I got on board Grant Morrison’s run on Batman just a month or two before the “Batman R.I.P.” storyline began. I was so fascinated (and sometimes frustrated) with what I read that I went back and bought every issue he’d written since #655.
After a brief interval taken up by the bombastic and exceedingly anticlimactic “Battle for the Cowl,” Morrison is back to writing the Caped Crusader. But this time, it’s Dick Grayson as the Dark Knight, and Morrison’s own controversial creation, Damian Wayne–the son of Bruce Wayne and Talia Al Ghul–as Robin.
I’ll admit I’m one of those people who think you really can’t replace Bruce Wayne. That particular superhero/secret identity dyad is too iconic, like Clark Kent and Superman. At one time, fans might have pointed to Wally West’s Flash or Kyle Rayner’s Green Lantern as evidence that this “legacy” idea can work, but–aside from the fact that Barry Allen and Hal Jordan are back anyway–both of those heroes had their own predecessors in the Golden Age. Unlike them, Bruce Wayne has been Batman since before the very first Flash or Green Lantern appeared in comics. The time to replace Batman was the early Silver Age, before the 1960s TV show cemented Batman and stately Wayne Manor as American cultural icons.

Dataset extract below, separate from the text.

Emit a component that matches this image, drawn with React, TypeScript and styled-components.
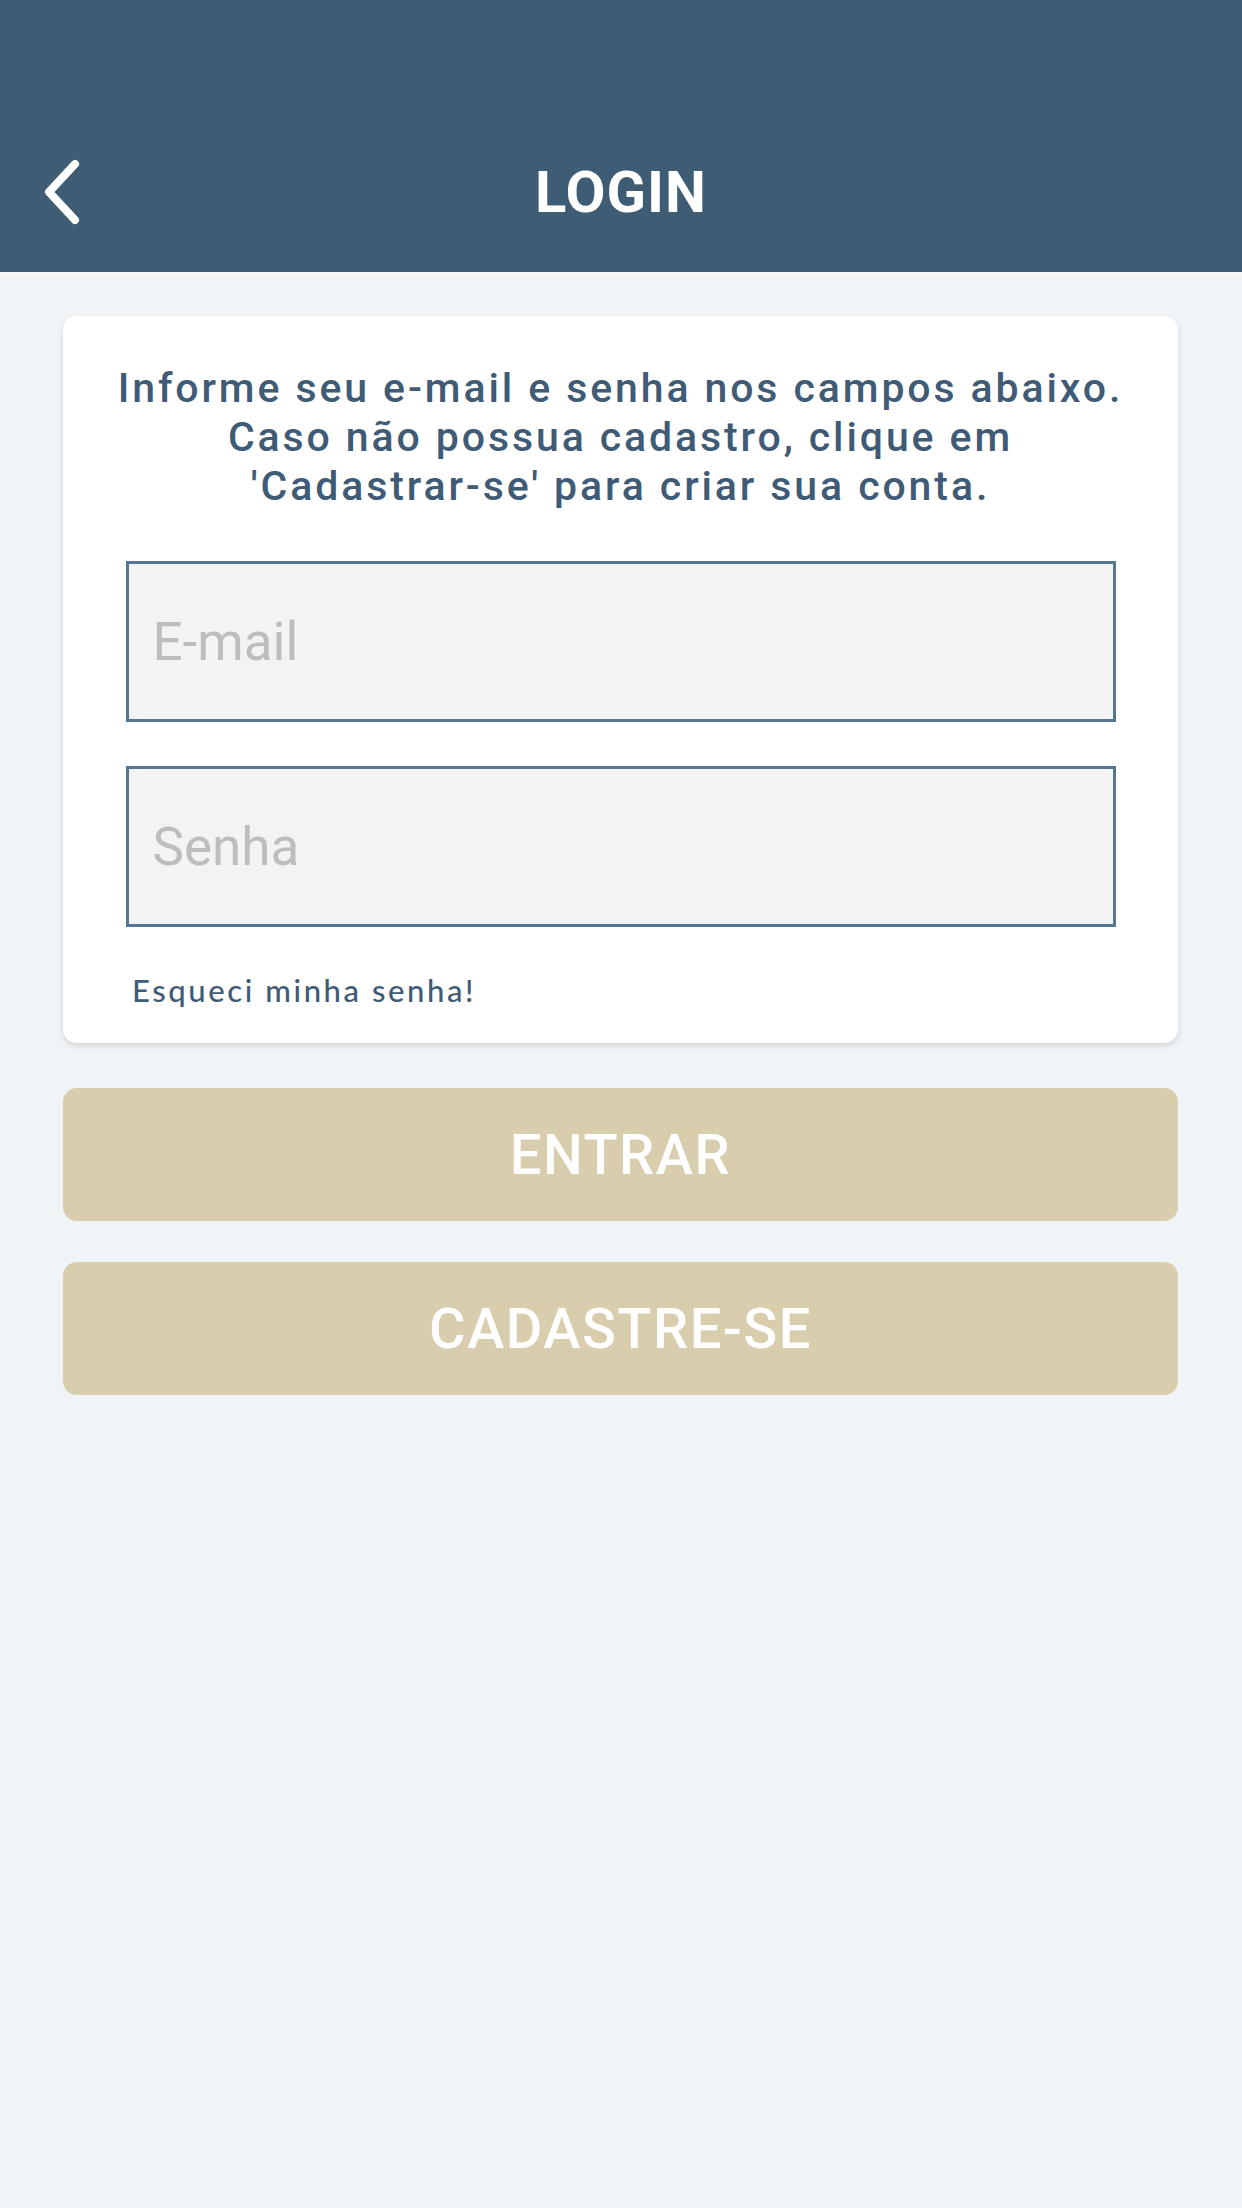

What’s more, it’s largely Morrison’s own fault it’s hard to accept anyone else as Batman now. It was Morrison who created the “Bat-god” in the pages of JLA, and this characterization was carried into the Justice League Unlimited cartoon. As Morrison has suggested in interviews, “Batman R.I.P.” was essentially a mediation on that idea.
The upshot of all this is: enjoy the ride while it lasts, because chances are Bruce will be back in the cowl within a year or two. With that in mind, Batman and Robin is shaping up to be a fun–and profoundly weird–ride.